### [WHAT IS EXPECTED]
Your task is to give the listing below back word for word, pictures excluded.

#### DATA EXCERPT

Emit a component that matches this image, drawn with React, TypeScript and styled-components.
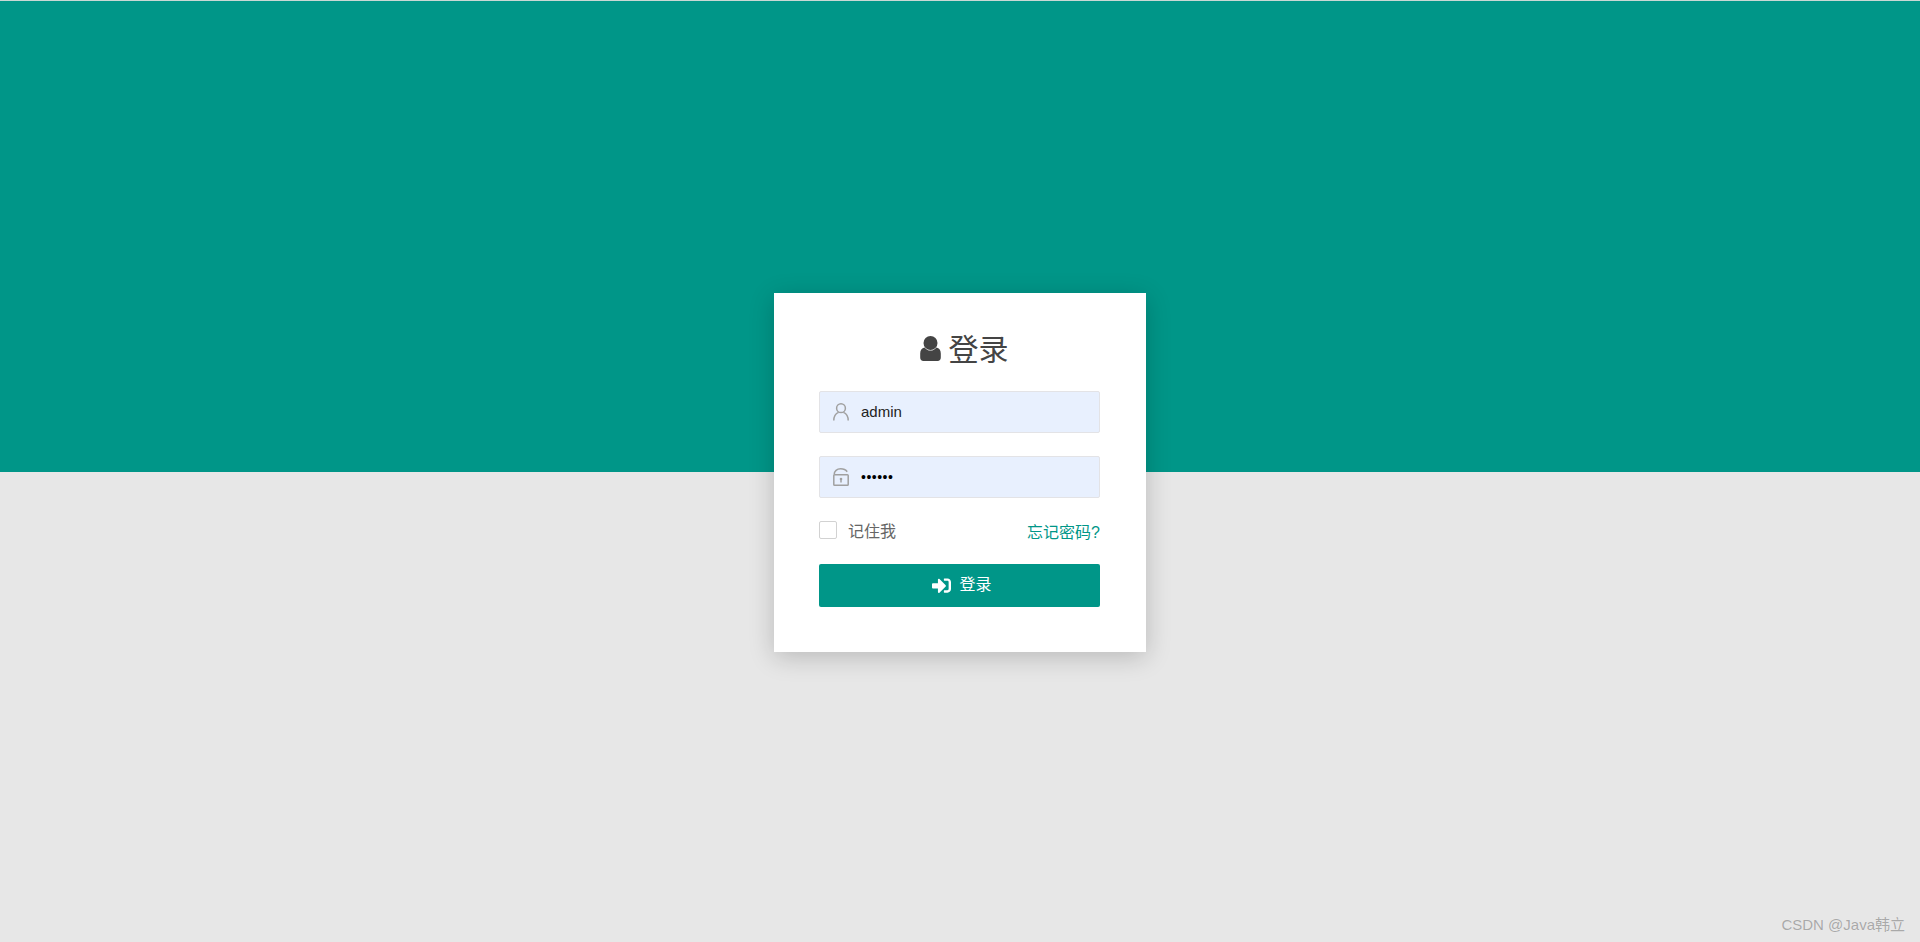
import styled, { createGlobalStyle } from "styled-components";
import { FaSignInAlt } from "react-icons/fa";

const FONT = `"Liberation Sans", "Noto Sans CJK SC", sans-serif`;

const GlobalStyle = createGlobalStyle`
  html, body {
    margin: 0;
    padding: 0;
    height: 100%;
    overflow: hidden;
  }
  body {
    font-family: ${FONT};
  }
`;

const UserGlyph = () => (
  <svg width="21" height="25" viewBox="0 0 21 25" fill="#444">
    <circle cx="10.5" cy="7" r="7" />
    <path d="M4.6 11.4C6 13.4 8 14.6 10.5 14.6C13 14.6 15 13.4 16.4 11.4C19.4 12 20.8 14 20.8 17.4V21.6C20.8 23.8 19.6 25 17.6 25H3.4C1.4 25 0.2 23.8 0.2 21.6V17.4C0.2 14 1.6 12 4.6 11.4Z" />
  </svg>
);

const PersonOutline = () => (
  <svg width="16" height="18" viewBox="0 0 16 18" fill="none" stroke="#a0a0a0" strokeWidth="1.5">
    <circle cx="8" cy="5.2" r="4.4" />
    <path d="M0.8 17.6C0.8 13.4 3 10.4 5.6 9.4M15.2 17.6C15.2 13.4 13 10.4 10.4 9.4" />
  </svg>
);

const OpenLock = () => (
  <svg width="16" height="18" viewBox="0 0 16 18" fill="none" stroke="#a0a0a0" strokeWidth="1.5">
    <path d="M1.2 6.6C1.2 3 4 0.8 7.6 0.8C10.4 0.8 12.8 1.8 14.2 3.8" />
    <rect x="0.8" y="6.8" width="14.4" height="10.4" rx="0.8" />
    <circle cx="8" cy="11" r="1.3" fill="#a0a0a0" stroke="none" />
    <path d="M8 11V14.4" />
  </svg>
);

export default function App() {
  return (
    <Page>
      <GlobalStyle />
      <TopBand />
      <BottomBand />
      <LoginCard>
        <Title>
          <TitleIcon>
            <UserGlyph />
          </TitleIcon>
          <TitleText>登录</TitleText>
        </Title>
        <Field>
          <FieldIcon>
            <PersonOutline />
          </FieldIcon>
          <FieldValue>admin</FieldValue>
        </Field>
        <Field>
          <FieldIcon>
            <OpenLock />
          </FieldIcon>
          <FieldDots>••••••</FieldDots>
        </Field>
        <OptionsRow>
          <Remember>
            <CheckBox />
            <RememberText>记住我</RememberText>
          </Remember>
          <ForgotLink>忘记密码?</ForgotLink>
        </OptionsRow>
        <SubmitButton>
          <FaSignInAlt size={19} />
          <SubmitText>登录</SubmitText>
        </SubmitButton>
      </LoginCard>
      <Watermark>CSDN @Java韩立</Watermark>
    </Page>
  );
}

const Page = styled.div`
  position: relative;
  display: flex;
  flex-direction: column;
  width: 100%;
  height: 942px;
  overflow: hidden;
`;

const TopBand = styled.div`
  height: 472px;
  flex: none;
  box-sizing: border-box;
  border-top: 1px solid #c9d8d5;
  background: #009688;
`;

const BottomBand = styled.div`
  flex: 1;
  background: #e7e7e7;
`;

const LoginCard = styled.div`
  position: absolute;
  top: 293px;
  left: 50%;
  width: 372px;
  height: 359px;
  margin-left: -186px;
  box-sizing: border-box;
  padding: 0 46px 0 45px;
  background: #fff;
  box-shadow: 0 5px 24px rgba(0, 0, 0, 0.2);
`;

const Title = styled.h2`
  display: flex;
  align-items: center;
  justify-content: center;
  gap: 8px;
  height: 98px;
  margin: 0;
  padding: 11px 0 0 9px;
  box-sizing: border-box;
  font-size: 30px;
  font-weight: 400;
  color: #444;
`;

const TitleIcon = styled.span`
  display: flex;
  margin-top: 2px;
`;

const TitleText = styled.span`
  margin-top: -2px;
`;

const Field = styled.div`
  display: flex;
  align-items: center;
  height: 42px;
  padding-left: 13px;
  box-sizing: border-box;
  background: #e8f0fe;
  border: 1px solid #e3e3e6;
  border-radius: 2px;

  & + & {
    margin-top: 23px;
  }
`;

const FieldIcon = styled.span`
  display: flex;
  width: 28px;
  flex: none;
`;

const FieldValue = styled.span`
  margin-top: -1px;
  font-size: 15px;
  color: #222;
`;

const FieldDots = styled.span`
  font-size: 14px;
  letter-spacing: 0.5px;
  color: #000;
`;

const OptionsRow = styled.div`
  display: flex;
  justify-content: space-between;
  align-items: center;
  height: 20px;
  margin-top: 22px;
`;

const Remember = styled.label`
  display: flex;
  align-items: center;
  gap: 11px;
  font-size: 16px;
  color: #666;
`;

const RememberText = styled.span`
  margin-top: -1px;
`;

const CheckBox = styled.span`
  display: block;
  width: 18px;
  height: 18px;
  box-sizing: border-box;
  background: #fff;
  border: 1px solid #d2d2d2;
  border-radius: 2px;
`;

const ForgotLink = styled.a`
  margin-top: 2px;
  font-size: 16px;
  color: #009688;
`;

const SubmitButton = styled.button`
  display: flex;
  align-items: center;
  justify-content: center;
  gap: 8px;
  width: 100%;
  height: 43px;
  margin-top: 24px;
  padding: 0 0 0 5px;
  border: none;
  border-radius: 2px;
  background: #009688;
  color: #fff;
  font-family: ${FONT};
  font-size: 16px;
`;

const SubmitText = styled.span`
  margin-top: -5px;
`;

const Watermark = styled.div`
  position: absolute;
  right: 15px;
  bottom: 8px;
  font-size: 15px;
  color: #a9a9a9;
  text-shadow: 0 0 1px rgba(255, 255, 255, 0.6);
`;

########

### [CORRECT ANSWER]
Emit a component that matches this image, drawn with React, TypeScript and styled-components.
import styled, { createGlobalStyle } from "styled-components";
import { FaSignInAlt } from "react-icons/fa";

const FONT = `"Liberation Sans", "Noto Sans CJK SC", sans-serif`;

const GlobalStyle = createGlobalStyle`
  html, body {
    margin: 0;
    padding: 0;
    height: 100%;
    overflow: hidden;
  }
  body {
    font-family: ${FONT};
  }
`;

const UserGlyph = () => (
  <svg width="21" height="25" viewBox="0 0 21 25" fill="#444">
    <circle cx="10.5" cy="7" r="7" />
    <path d="M4.6 11.4C6 13.4 8 14.6 10.5 14.6C13 14.6 15 13.4 16.4 11.4C19.4 12 20.8 14 20.8 17.4V21.6C20.8 23.8 19.6 25 17.6 25H3.4C1.4 25 0.2 23.8 0.2 21.6V17.4C0.2 14 1.6 12 4.6 11.4Z" />
  </svg>
);

const PersonOutline = () => (
  <svg width="16" height="18" viewBox="0 0 16 18" fill="none" stroke="#a0a0a0" strokeWidth="1.5">
    <circle cx="8" cy="5.2" r="4.4" />
    <path d="M0.8 17.6C0.8 13.4 3 10.4 5.6 9.4M15.2 17.6C15.2 13.4 13 10.4 10.4 9.4" />
  </svg>
);

const OpenLock = () => (
  <svg width="16" height="18" viewBox="0 0 16 18" fill="none" stroke="#a0a0a0" strokeWidth="1.5">
    <path d="M1.2 6.6C1.2 3 4 0.8 7.6 0.8C10.4 0.8 12.8 1.8 14.2 3.8" />
    <rect x="0.8" y="6.8" width="14.4" height="10.4" rx="0.8" />
    <circle cx="8" cy="11" r="1.3" fill="#a0a0a0" stroke="none" />
    <path d="M8 11V14.4" />
  </svg>
);

export default function App() {
  return (
    <Page>
      <GlobalStyle />
      <TopBand />
      <BottomBand />
      <LoginCard>
        <Title>
          <TitleIcon>
            <UserGlyph />
          </TitleIcon>
          <TitleText>登录</TitleText>
        </Title>
        <Field>
          <FieldIcon>
            <PersonOutline />
          </FieldIcon>
          <FieldValue>admin</FieldValue>
        </Field>
        <Field>
          <FieldIcon>
            <OpenLock />
          </FieldIcon>
          <FieldDots>••••••</FieldDots>
        </Field>
        <OptionsRow>
          <Remember>
            <CheckBox />
            <RememberText>记住我</RememberText>
          </Remember>
          <ForgotLink>忘记密码?</ForgotLink>
        </OptionsRow>
        <SubmitButton>
          <FaSignInAlt size={19} />
          <SubmitText>登录</SubmitText>
        </SubmitButton>
      </LoginCard>
      <Watermark>CSDN @Java韩立</Watermark>
    </Page>
  );
}

const Page = styled.div`
  position: relative;
  display: flex;
  flex-direction: column;
  width: 100%;
  height: 942px;
  overflow: hidden;
`;

const TopBand = styled.div`
  height: 472px;
  flex: none;
  box-sizing: border-box;
  border-top: 1px solid #c9d8d5;
  background: #009688;
`;

const BottomBand = styled.div`
  flex: 1;
  background: #e7e7e7;
`;

const LoginCard = styled.div`
  position: absolute;
  top: 293px;
  left: 50%;
  width: 372px;
  height: 359px;
  margin-left: -186px;
  box-sizing: border-box;
  padding: 0 46px 0 45px;
  background: #fff;
  box-shadow: 0 5px 24px rgba(0, 0, 0, 0.2);
`;

const Title = styled.h2`
  display: flex;
  align-items: center;
  justify-content: center;
  gap: 8px;
  height: 98px;
  margin: 0;
  padding: 11px 0 0 9px;
  box-sizing: border-box;
  font-size: 30px;
  font-weight: 400;
  color: #444;
`;

const TitleIcon = styled.span`
  display: flex;
  margin-top: 2px;
`;

const TitleText = styled.span`
  margin-top: -2px;
`;

const Field = styled.div`
  display: flex;
  align-items: center;
  height: 42px;
  padding-left: 13px;
  box-sizing: border-box;
  background: #e8f0fe;
  border: 1px solid #e3e3e6;
  border-radius: 2px;

  & + & {
    margin-top: 23px;
  }
`;

const FieldIcon = styled.span`
  display: flex;
  width: 28px;
  flex: none;
`;

const FieldValue = styled.span`
  margin-top: -1px;
  font-size: 15px;
  color: #222;
`;

const FieldDots = styled.span`
  font-size: 14px;
  letter-spacing: 0.5px;
  color: #000;
`;

const OptionsRow = styled.div`
  display: flex;
  justify-content: space-between;
  align-items: center;
  height: 20px;
  margin-top: 22px;
`;

const Remember = styled.label`
  display: flex;
  align-items: center;
  gap: 11px;
  font-size: 16px;
  color: #666;
`;

const RememberText = styled.span`
  margin-top: -1px;
`;

const CheckBox = styled.span`
  display: block;
  width: 18px;
  height: 18px;
  box-sizing: border-box;
  background: #fff;
  border: 1px solid #d2d2d2;
  border-radius: 2px;
`;

const ForgotLink = styled.a`
  margin-top: 2px;
  font-size: 16px;
  color: #009688;
`;

const SubmitButton = styled.button`
  display: flex;
  align-items: center;
  justify-content: center;
  gap: 8px;
  width: 100%;
  height: 43px;
  margin-top: 24px;
  padding: 0 0 0 5px;
  border: none;
  border-radius: 2px;
  background: #009688;
  color: #fff;
  font-family: ${FONT};
  font-size: 16px;
`;

const SubmitText = styled.span`
  margin-top: -5px;
`;

const Watermark = styled.div`
  position: absolute;
  right: 15px;
  bottom: 8px;
  font-size: 15px;
  color: #a9a9a9;
  text-shadow: 0 0 1px rgba(255, 255, 255, 0.6);
`;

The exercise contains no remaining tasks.